Ramazan ayının bitimine beş gün kaldı. Gelecek yıl bu aya yetişir miyiz bilemem. Ancak binlerce insanın yeni bir Ramazan yaşamayacağı ve bu fani dünyadan göçüp gideceği muhakkaktır. Bu ayda oruç tutmak ne demek? Neyi tutuyoruz? Bir şeyi tutarken yanında neyi terk ediyoruz? Aslında oruç tutmakla manayı tutuyoruz. Manaya açılan kapının kolunu tutuyoruz. Maddeyi bırakıyoruz. Faniyi bırakıyoruz oruç tutmakla. Sonsuzluğu tutuyoruz. Madde içerisinde kaybolmuş nefsimizin esaretinden özgürlüğe koşuyoruz. Peki, bunu buram buram hissettiğimiz bu ayda tutması gerekeni tutabildik mi? Gitti gidiyor diyen pazarlamacılar misali Ramazan’a beş gün kala terk etmemiz gerekeni bırakabildik mi?
Tuttuğumuz oruçlarla kendimizi, etrafımızda gelişen olayları, en uzak diyarlarda yokluk içerisinde olanları anlayabildik mi? Onlarla ilgili anlam dünyamızda nasıl bir hal bıraktı. Afrika da, Afganistan’da, Myanmar’da, yanı başımızda Suriye gibi yerlerde açlık çeken insanları anlayabildik mi? Küçük çocukların ekmek bulmaması, hatta su bulmamasını anlayabildik mi? Açlıktan kıvranan çocuğun baba ve anne benliğinde yarattığı duyguları anlayabildik mi?
Afrika bölgesine giden bir gönüllünün anlattığı şu anekdot dikkatimi çekmişti. Kendisinin anlatımıyla devam edelim: Afrika bölgesinde yardım kolileri dağıtacaktık. Çadırlardan kurulu bu yerde sefalet içerisinde yaşayan ilk çadırımıza girmiştik. Kolimizi ilk çadıra bıraktığımızda çadırın ortasında oturan kadının etrafında birkaç çocuk bulunuyordu. Fakat kadın, yanımızda bulunan tercümana ısrarla bir şeyler söylüyordu. Biz de merak edip tercümana, ne diyor? dediğimizde, “kolileri tekrar almayacaklar mı?” diye soruyormuş. Tabi bu sorunun nedenini merak edip tercümana neden böyle bir endişe taşıdığını sormasını istedik. Aldığımız cevap hepimizi şaşırtmıştı. Meğer bizden birkaç hafta önce sahaya gelen Fransızlar kolileri indirip fotoğraf çektikten sonra tekrar alıyorlarmış…

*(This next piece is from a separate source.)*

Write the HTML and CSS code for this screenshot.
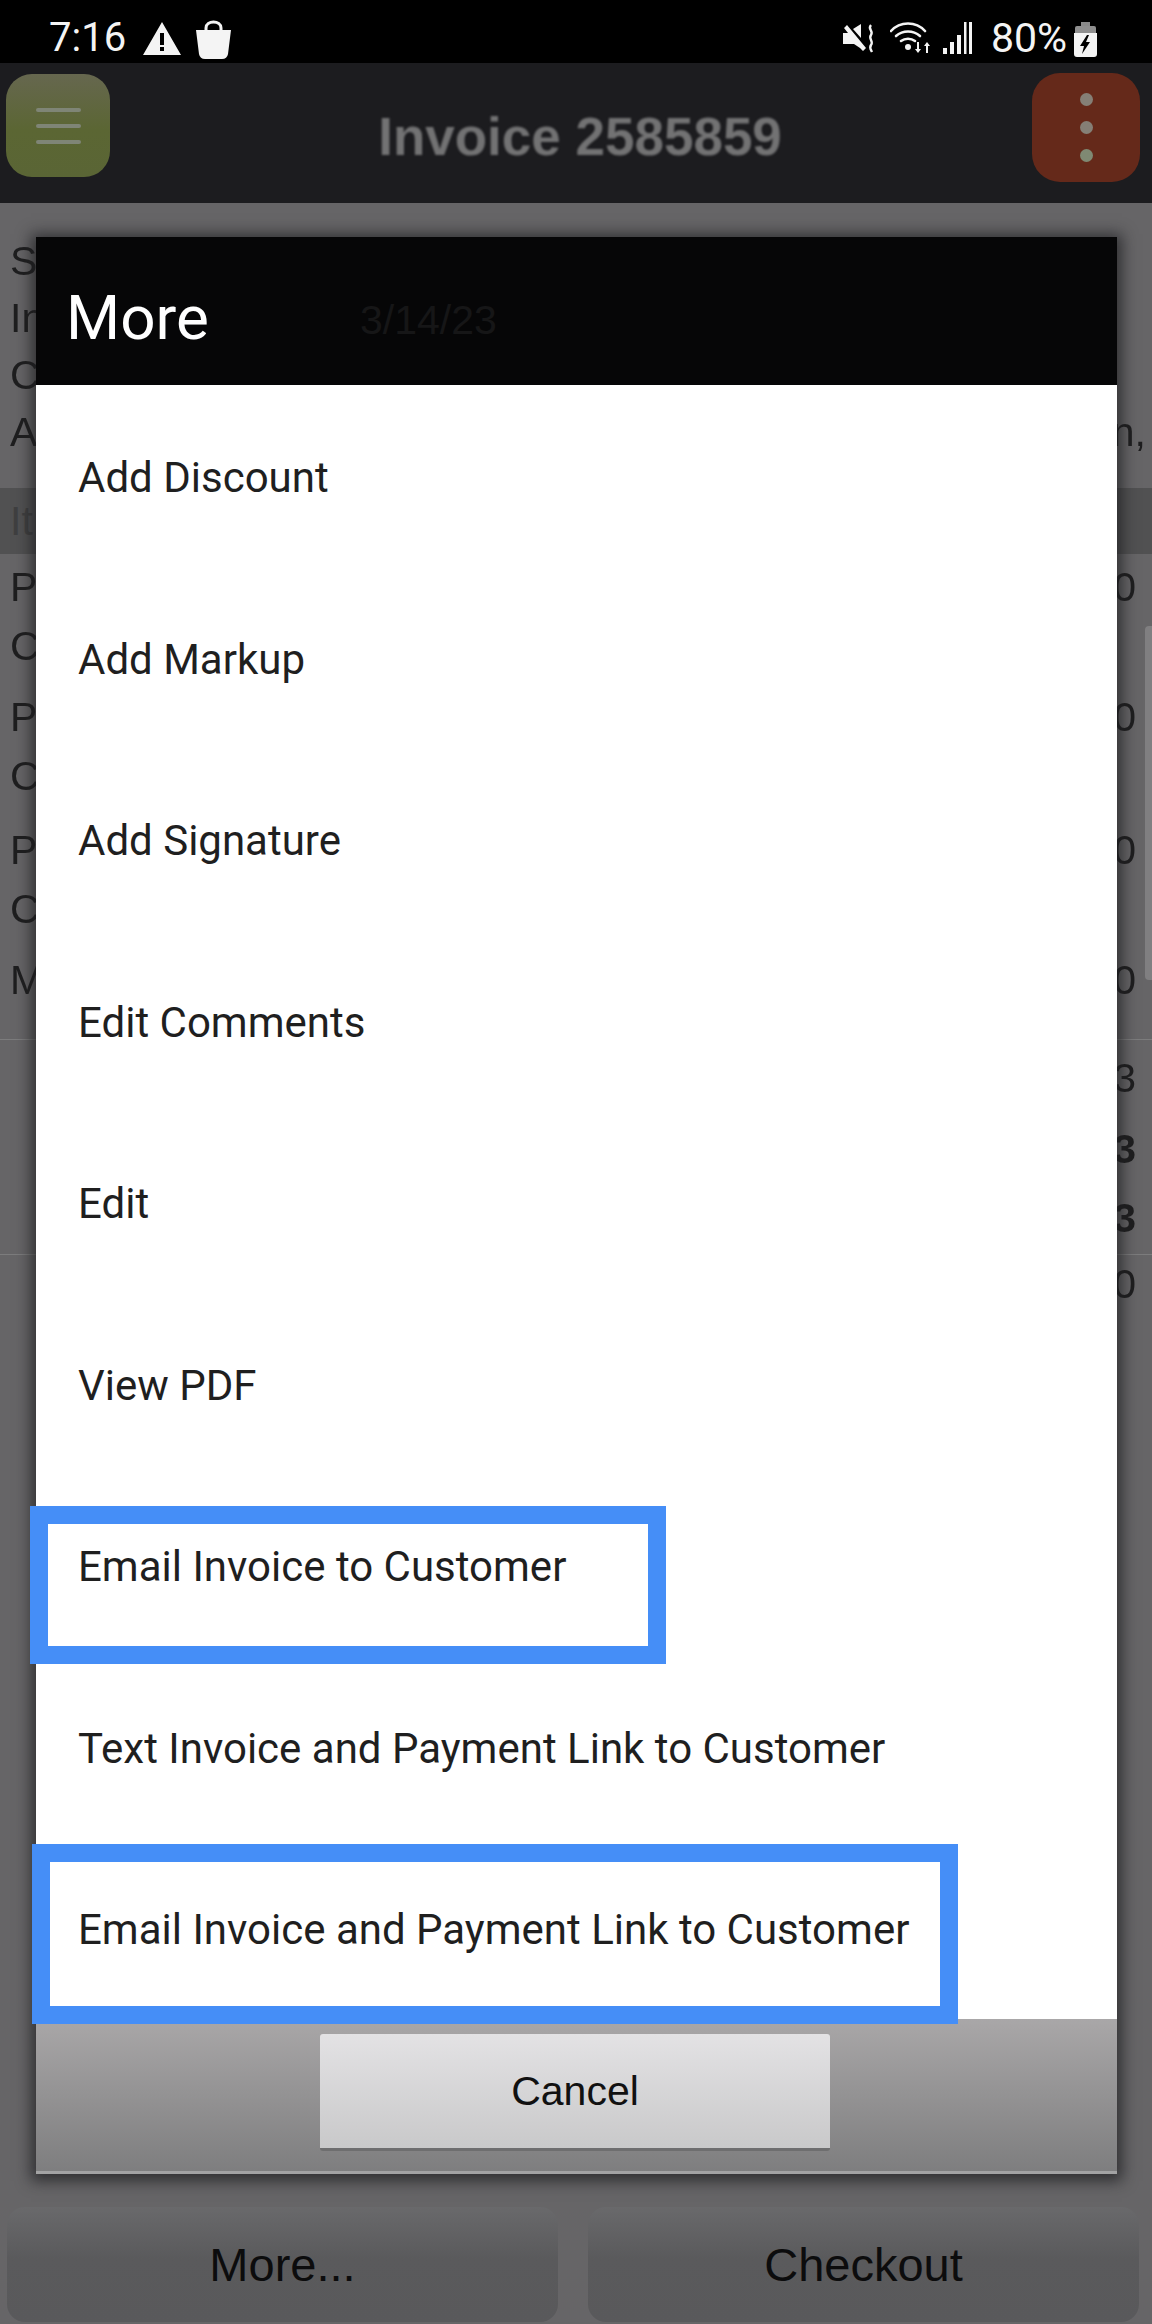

İnsanlıktan nasibini almamış bu kesimler değerlerden çok uzaklar. İslam dininin benliklere kazandırdığı olgudan çok uzaklar. İnsani değerleri en üst seviyeye taşıyan orucun ne olduğunu anlayamazlar. Anlıyoruz ki insanı insan yapan ilahi değerlere tüm insanlık muhtaçtır. İnsanlar manayı bilmeden maddeperest bir şekilde vahşi olabiliyorlar.
Batı insanı da İslam’ın güzellikleri olan değerlere muhtaçtır. Bu değerlerimizden bir tanesi de nefsi terbiye eden oruçlarımızdır. Bu oruçlarımız sadece bu ay değil sonraki on bir ay boyunca ruhumuzu besleyen gıda hükmündedir. Beş gün sonra Ramazan bitecek ama bizlere kazandırdığı benlik ve insanlara karşı sorumluluk bilincimiz hep devam edecektir.
Sonuç olarak; “Ramazan’a beş gün kaldığı bu zaman diliminden sonra da Ramazan oruçları, infakları, fitreleri, sadakaları hep ruh dünyamızla beraber olacaktır. Madde âlemine esir olmadığımız müddetçe Ramazan atmosferini hissedeceğiz. Bu atmosferi kaybetmemek adına sünnet oruçlarla takviye edeceğiz. Mana âlemini tutup maddeyi temsil eden nefse esir olmayacağız. Ve bu ruh halini insanlara kazandırmak adına Ramazan ayının mahiyetini hep yaşayacağız.